Por fim, nós sempre insistimos na necessidade e na possibilidade de serem feitas alterações no projeto do VLT que eliminassem ou reduzissem drasticamente os impactos sobre a população residente no entorno do trilho. O governo do Estado do Ceará, por sua vez, quando não se fazia de mouco, lançava alegações supostamente técnicas que impossibilitavam ditas alterações (e só as fez quando esteve diante de alguma ameaça!). Hoje, tendo que cumprir os prazos para a Copa do Mundo, demonstra-se mais uma vez que as impossibilidades foram sempre de outra ordem, pois consistem em conciliar um projeto de mobilidade urbana à política de higienização social em uma área de farto interesse econômico (comercial, imobiliário e turístico) em Fortaleza.

QUANDO OS DE BAIXO SE MEXEM, OS DE CIMA BALANÇAM!!

Fortaleza, 15 de abril de 2012.

Movimento de Luta de Defesa da Moradia (MLDM)

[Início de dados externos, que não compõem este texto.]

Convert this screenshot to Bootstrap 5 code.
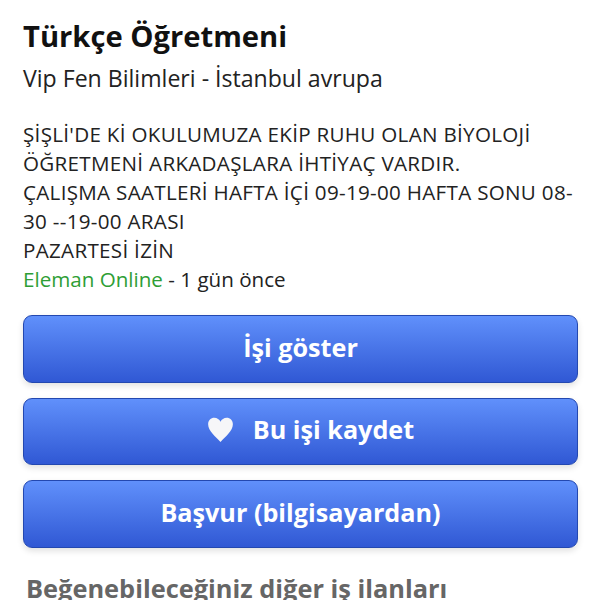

[1] http://www.youtube.com/watch?v=gB65T_-Z62Q

[2] Documento firmado em 13 de janeiro de 2010 entre Governo Federal, 11 prefeitos e 12 governadores (Brasília, uma das cidades-sede, não tem prefeito), definindo as responsabilidades (custos, prazos, fonte de recursos, executores) de cada ente federativo nas áreas de estádios, portos, aeroportos e mobilidade urbana para a Copa de 2014.

[3] De acordo com a (ANTU) Associação Nacional de Transporte Urbano, o tempo de implantação de um VLT a diesel é de 2 anos. Informação reproduzida pelo Metrofor in Projetos Baseados em Veículos Leves sobre Trilhos em Operação e Implantação – Projetos VLT. SEINFRA – Governo do Estado do Ceará, s/d.